PETRA Diamonds said its South African lenders remained onside despite weak diamond prices which led the company into a $258.1m net loss for the year ended June 30, most of it due to a $246.6m non-cash impairment.
The London-listed firm, which also announced today it would part ways by October next year with its founding executive, Adonis Pououlis, said it had enough headroom to cope with the prospect of continued weak diamond pricing in the current year. It had not drawn down on a R1bn revolving credit facility and R500m in a working capital facility.
“Updated cash flow projections indicate sufficient headroom from available cash balances and existing banking facilities,” the company said. The company had also registered operational free cash flow of $70.5m compared to a cumulative outflow of $469.3m in the four previous financial years of which the last was -$61.3m.
Nonetheless, life remains precarious for Petra which is attempting to get the most from its projects whilst implementing an efficiency drive, called Project 2022. Petra has targeted cash flow generation over three years of $150m to $200m – a strategy implemented by Richard Duffy, appointed CEO of Petra Diamonds in February.
Responding to questions following a presentation today, Duffy acknowledged the cash flow targets were “less comfortable” should the market continue to deteriorate. That was because Project 2022 had been devised using 2018 market assumptions. “We are currently confident about the targets but we might have to revisit them,” he said.
Whilst this is underway, the company is also tackling high indebtedness. Net debt was reduced to $541m as of June 30 compared to net debt as of December 31 of $554.9m. The net debt number adjusts for yet-to-be received income from debtors. On a year-on-year basis, net debt was $445.7m, however.
There was a possibility Petra might have to utilise its credit facilities in order to finance short-term working capital shortfalls. “We are in discussions with our lenders,” said Duffy. The firm’s net debt to earnings before interest, tax, depreciation and amortisation (EBITDA) ratio was 3.9x as of June 30 which compares to 2.7x at the end of the previous financial year. Lender covenants are set at 4.5x net debt to EBITDA.
Petra said it had agreed with lenders to the firm’s black economic empowerment partners to restructure repayment of some $54.2m in debt so that it became payable by November 2021. This compares to the previous repayment schedule in which two instalments were to be made in November and in May, 2020.
The impairment charges were driven by “more conservative rough diamond pricing estimates” as well as “a more conservative outlook on future price growth” which had impacted on the carrying values of all operating assets, the company said.
Commenting in his CEO’s full-year review, Duffy said that “… revised starting price assumptions, given recent weakness in the diamond market and a decision to use a lower real price escalator compared to earlier assumptions, resulted in each of the four operational assets’ carrying values being partially impaired”.

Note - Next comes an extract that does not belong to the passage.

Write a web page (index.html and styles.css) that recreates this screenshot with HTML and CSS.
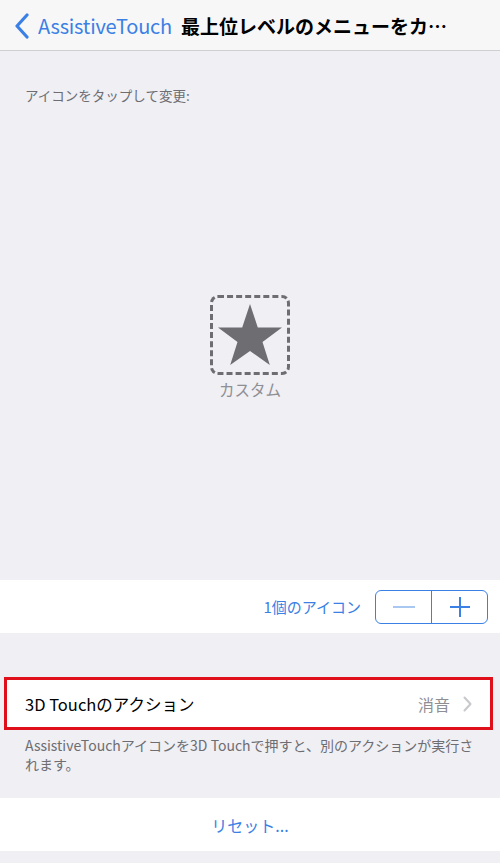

In the medium-term, the diamond market was set to improve, said Duffy. Conditions in the 2019 financial year were tough: at 3.7 million carats, Petra sold 2% less stones whilst its average realised price was 5% lower. There was a softening in demand across the size ranges but particularly in the lower value, smaller stones, it said.
For this year to date, sales of $61.6m were achieved at a September tender registering a 4% deterioration in prices compared to fourth quarter average, like-for-like sales. Demand “remained solid across all assortments although weaker for larger white stones,” said Petra. The weakness of the rand against the dollar had offset the market somewhat.
The company was “on track” to achieve 2020 production guidance of about 3.8 million carats which would compare with 3.87 million carats in the year under review (meeting guidance) and slightly better than 2018 production of 3.84 million carats.
The declining nature of the firm’s capital programme would be helpful, however. Operational capex had fallen to $81.4m in the 2019 financial year compared to $130m in the previous year and $288m in 2016. But next year would be complicated by the impact of possible recession in the US. Wage negotiations, mostly with the National Union of Mineworkers (NUM) was due to kick off in South Africa next year in pursuance of a new three-year wage agreement.
Shares in the company fell 6.5% in early London trade. On a 12-month basis, Petra shares have lost 79%.